Mas, de acordo com especialistas ouvidos pela DW Brasil, a reforma, por mexer com diversos interesses da classe política brasileira, não deverá sair do papel. E tanto faz se o modelo escolhido seja o plebiscito ou referendo – defendidos em entrevistas dadas por Dilma nesta semana – ou a convocação de uma Constituinte exclusiva.

Num plebiscito, os eleitores são convocados a opinar antes da elaboração da lei. A decisão entre presidencialismo, parlamentarismo e monarquia, em 1993, é um exemplo. No referendo, o Congresso faz a lei e os eleitores decidem se ela deve entrar em vigor, a exemplo do Estatuto do Desarmamento, em 2005. Já uma Constituinte exclusiva, de acordo com Dilma, seria convocada após a realização de um plebiscito.

Dependência do Legislativo

Para o cientista político Pedro Fassoni Arruda, da PUC-SP, se a reforma dependesse apenas do governo federal, seria mais fácil. Porém, é refém da correlação de forças dentro do Congresso.

E, como essa é a legislatura mais conservadora dos últimos 50 anos no Brasil, a tendência é que o tema fique somente na discussão – como está há mais de duas décadas.

"Há muita resistência de grupos poderosos no Congresso. E não existe um mínimo de consenso entre os partidos sobre o tema. Entre os exemplos, está o fato de que alguns partidos querem o fim do financiamento privado de campanhas, outros não", afirma Arruda. "E, de acordo com a Constituição, só o Congresso pode autorizar a realização de um referendo ou convocar um plebiscito. Tudo passa pela Câmara dos Deputados e o Senado."
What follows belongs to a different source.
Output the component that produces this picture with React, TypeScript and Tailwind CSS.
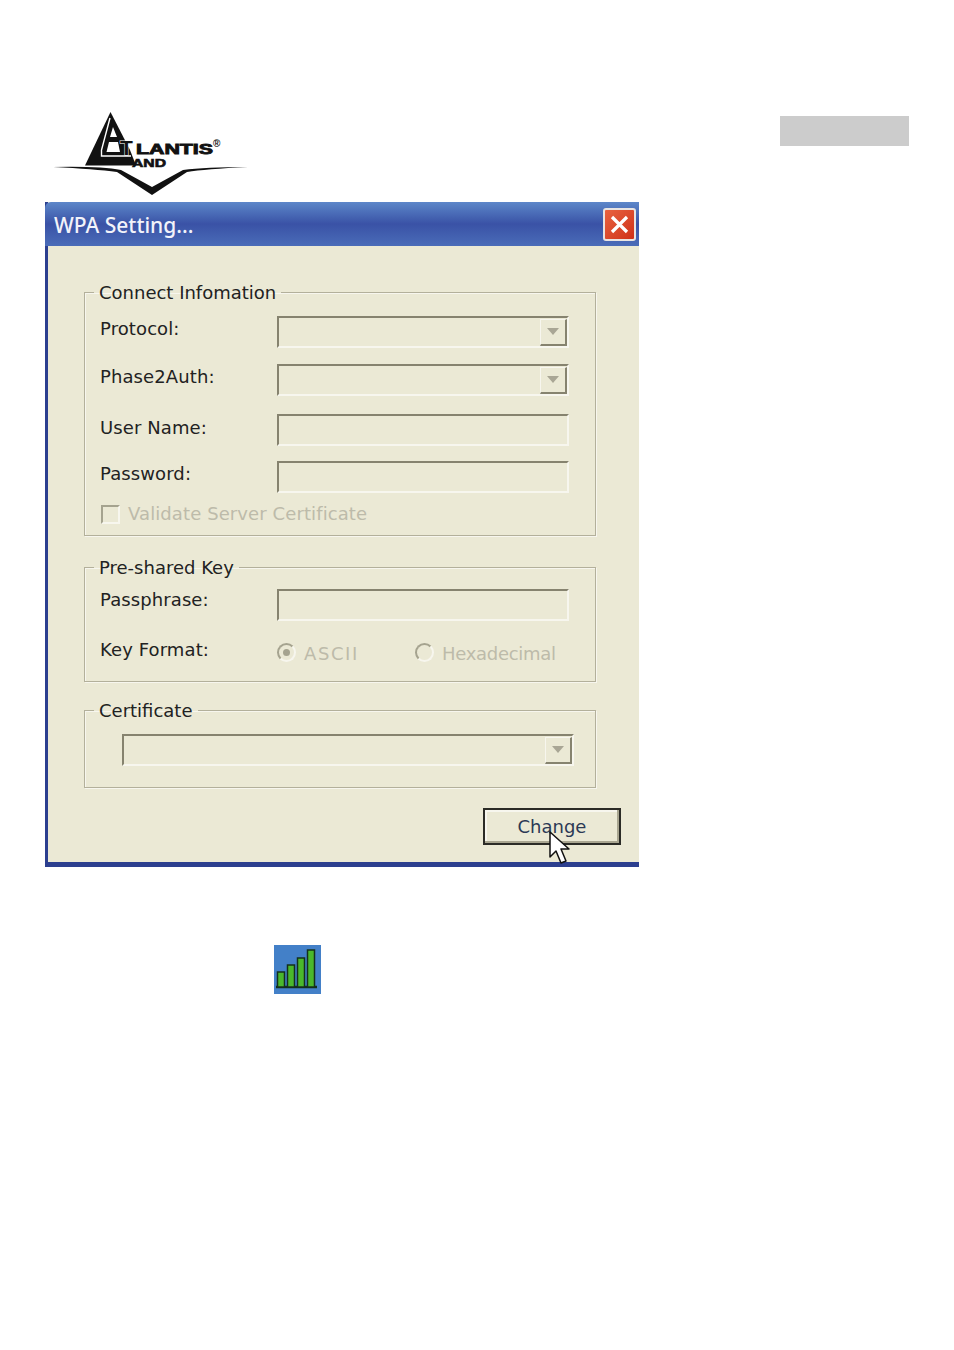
const FONT = "font-['DejaVu_Sans',sans-serif]";

function Logo() {
  return (
    <svg width="200" height="90" viewBox="50 108 200 90" className="block">
      {/* triangle mark */}
      <path d="M110.5 112 L130 150 L136 165.5 L85 165.5 Z" fill="#111" />
      <path d="M110 118 L101.5 150 L101.5 156 L131 156" fill="none" stroke="#fff" strokeWidth="1.4" />
      <path d="M113 127 L117 137 L110 137 Z" fill="#fff" />
      <path d="M109 142 L118 142 L120 152 L106.5 152 Z" fill="#fff" />
      {/* swoosh with the V */}
      <path d="M53 167 Q100 166 121 170 L152 187 L183 170 Q205 167 248 167 Q205 169 187 172 L152 195 L117 172 Q95 169 53 167 Z" fill="#111" />
      <text x="120" y="155" fontFamily="Liberation Sans" fontWeight="700" fontSize="21" stroke="#fff" strokeWidth="1" fill="#111" style={{ paintOrder: "stroke" }}>
        T
      </text>
      <text x="136" y="154" fontFamily="Liberation Sans" fontWeight="700" fontSize="15" textLength="77" lengthAdjust="spacingAndGlyphs" stroke="#111" strokeWidth="0.9" fill="#111">
        LANTIS
      </text>
      <text x="132" y="167" fontFamily="Liberation Sans" fontWeight="700" fontSize="11" textLength="34" lengthAdjust="spacingAndGlyphs" stroke="#111" strokeWidth="0.6" fill="#111">
        AND
      </text>
      <text x="213" y="147" fontFamily="Liberation Sans" fontWeight="700" fontSize="10" fill="#111">
        ®
      </text>
    </svg>
  );
}

function Group({ title, className, children }: { title: string; className: string; children: React.ReactNode }) {
  return (
    <fieldset className={`w-[512px] border border-[#b3b09b] shadow-[inset_1px_1px_0_#f7f6ee,1px_1px_0_#f7f6ee] pl-[15px] ${className}`}>
      <legend className="-ml-[6px] px-[5px] h-[22px] leading-[24px] text-[18px] text-[#222]">{title}</legend>
      {children}
    </fieldset>
  );
}

function Field({ combo }: { combo?: boolean }) {
  return (
    <div className="w-[292px] h-[32px] flex justify-end items-center border-t-2 border-l-2 border-[#86836f] border-b-2 border-b-[#f7f6ee] border-r-2 border-r-[#f7f6ee]">
      {combo && <ComboButton />}
    </div>
  );
}

function ComboButton() {
  return (
    <div className="w-[27px] h-[27px] flex items-center justify-center bg-[#ebe9d5] border-t border-l border-[#f7f6ee] border-r-2 border-b-2 border-r-[#86836f] border-b-[#86836f]">
      <svg width="12" height="7" viewBox="0 0 12 7">
        <path d="M0 0 H12 L6 7 Z" fill="#a9a695" />
      </svg>
    </div>
  );
}

function Row({ label, combo, className, labelClass }: { label: string; combo?: boolean; className: string; labelClass: string }) {
  return (
    <div className={`flex ${className}`}>
      <div className={`w-[177px] text-[18px] leading-[22px] tracking-[0.1px] text-[#222] ${labelClass}`}>{label}</div>
      <Field combo={combo} />
    </div>
  );
}

function Radio({ label, checked, className, textClass }: { label: string; checked?: boolean; className: string; textClass: string }) {
  return (
    <div className={`flex items-center ${className}`}>
      <div className="w-[19px] h-[19px] rounded-full flex items-center justify-center border-2 border-[#a5a38f] border-r-[#f7f6ee] border-b-[#f7f6ee]">
        {checked && <div className="w-[7px] h-[7px] rounded-full bg-[#a5a38f]" />}
      </div>
      <span className={`ml-[8px] mt-[3px] text-[18px] leading-[22px] text-[#bdbbaa] ${textClass}`}>{label}</span>
    </div>
  );
}

export default function App() {
  return (
    <div className={`w-[954px] h-[1350px] bg-white overflow-hidden ${FONT}`}>
      <div className="flex items-start justify-between pl-[50px] pr-[45px] pt-[108px] h-[202px]">
        <Logo />
        <div className="w-[129px] h-[30px] mt-2 bg-[#cccccc]" />
      </div>

      <div className="ml-[45px] w-[594px] h-[665px] flex flex-col border-l-[3px] border-r-0 border-b-[5px] border-[#2c3f8f] bg-[#ebe9d5]">
        <div className="-ml-[3px] h-[44px] shrink-0 flex items-center justify-between pl-[9px] pr-[3px] rounded-tl-md bg-gradient-to-b from-[#5d87c9] via-[#3a52a6] to-[#4a6cb8]">
          <span className="pt-[3px] font-['Noto_Sans',sans-serif] text-[21px] font-medium text-[#f2f3fa]">WPA Setting...</span>
          <div className="w-[33px] h-[33px] flex items-center justify-center rounded-[3px] border-2 border-[#e8e4e2] bg-gradient-to-br from-[#e8623f] to-[#cf2f17]">
            <svg width="21" height="21" viewBox="0 0 21 21">
              <path d="M3 3 L18 18 M18 3 L3 18" stroke="#fff" strokeWidth="3.2" />
            </svg>
          </div>
        </div>

        <div className="pl-[36px] flex-1">
          <Group title="Connect Infomation" className="mt-[35px] h-[255px]">
            <Row label="Protocol:" combo className="mt-[13px]" labelClass="mt-[2px]" />
            <Row label="Phase2Auth:" combo className="mt-[16px]" labelClass="mt-[2px]" />
            <Row label="User Name:" className="mt-[18px]" labelClass="mt-[3px]" />
            <Row label="Password:" className="mt-[15px]" labelClass="mt-[2px]" />
            <div className="flex items-center mt-[10px] ml-[1px]">
              <div className="w-[19px] h-[19px] border-2 border-[#a5a38f] border-r-[#f7f6ee] border-b-[#f7f6ee]" />
              <span className="ml-[8px] text-[18px] leading-[22px] tracking-[0.1px] text-[#bdbbaa]">Validate Server Certificate</span>
            </div>
          </Group>

          <Group title="Pre-shared Key" className="mt-[20px] h-[126px]">
            <Row label="Passphrase:" className="mt-[11px]" labelClass="mt-0" />
            <div className="flex mt-[17px]">
              <div className="w-[177px] mt-[1px] text-[18px] leading-[22px] tracking-[0.1px] text-[#222]">Key Format:</div>
              <Radio label="ASCII" checked className="w-[138px] mt-[2px]" textClass="tracking-[1.6px]" />
              <Radio label="Hexadecimal" className="mt-[2px]" textClass="tracking-[-0.3px]" />
            </div>
          </Group>

          <Group title="Certificate" className="mt-[17px] h-[89px]">
            <div className="ml-[22px] mt-[13px] w-[452px] h-[32px] flex justify-end items-center border-t-2 border-l-2 border-[#86836f] border-b-2 border-b-[#f7f6ee] border-r-2 border-r-[#f7f6ee]">
              <ComboButton />
            </div>
          </Group>

          <div className="relative mt-[20px] ml-[399px] w-[138px] h-[37px] flex items-center justify-center border-2 border-[#2b2b26] bg-[#ebe9d5] shadow-[inset_-2px_-2px_0_#a9a691,inset_2px_2px_0_#f7f6ee] text-[18px] text-[#2c3a55]">
            Change
            <svg width="22" height="34" viewBox="0 0 22 34" className="absolute left-[64px] top-[21px]">
              <path d="M1 1 V26 L7 20 L12 32 L17 30 L12 18 L20 18 Z" fill="#fff" stroke="#111" strokeWidth="1.5" strokeLinejoin="round" />
            </svg>
          </div>
        </div>
      </div>

      <div className="ml-[274px] mt-[78px] w-[47px] h-[49px] bg-[#4380c8]">
        <svg width="47" height="49" viewBox="0 0 47 49">
          <path d="M2 42 H43" stroke="#14301c" strokeWidth="2.5" />
          {[
            [3.5, 27],
            [13.5, 20],
            [23.5, 13],
            [33.5, 5],
          ].map(([x, y]) => (
            <rect key={x} x={x} y={y} width="7" height={42 - y} fill="#4ab82c" stroke="#14301c" strokeWidth="1.5" />
          ))}
        </svg>
      </div>
    </div>
  );
}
Dilma Rousseff / Brasilien / Fernsehansprache
Em resposta às manifestações, Dilma anunciou na TV cinco pactos. Entre eles, estava a reforma políticaFoto: picture-alliance/AP

Segundo o cientista político Adolpho Queiroz, do Mackenzie, não há chances reais de a reforma sair do papel. A reforma política, para ele, não interessa aos políticos e partidos, principalmente ao PT e PMDB, que foram os grandes vencedores das eleições.

"Se o sistema permanecer como está, ele beneficia tanto partidos grandes quanto pequenos", opina Queiroz.

Pela via da Justiça

A Constituinte exclusiva seria uma das possibilidades para a realização da reforma política. Porém, não há na Constituição um artigo específico que trate sobre quem tem a competência de convocá-la. Dependendo da interpretação, isso pode ser feito pelo presidente da República ou pelo Congresso.

Numa Constituinte exclusiva, novos deputados teriam que ser eleitos somente com a função de elaborar e votar as propostas da reforma política – o que, para especialistas, pode durar mais de quatro anos. Depois da aprovação, ela seria dissolvida.

"Se a Constituinte for convocada pelo presidente da República, isso vai parecer que é uma afronta ao Congresso Nacional", diz a cientista política Christiane Romeo, do Ibmec/RJ. "Não sei se Dilma teria sustentação para isso, já que o PMDB, que define a governabilidade do país, pode pisar no freio em relação a isso."

A especialista afirma que uma reforma pela via do Poder Judiciário não é impossível, mas ao mesmo tempo arriscada. Como exemplo, o STF decidiu pela constitucionalidade da chamada "Ficha Limpa", em 2012.

Para Romeo, apesar de não ser um poder eleito e não ter legitimidade, lentamente o STF tem influenciado as políticas públicas no Brasil.

"O STF é uma caixinha de surpresas. A Dilma vai nomear mais cinco ministros e não sabemos se a instituição vai funcionar ideologicamente por causa dessas indicações ou de forma independente", avalia. "O STF pode estar vinculado ao PT e não sabemos se boas reformas virão daí."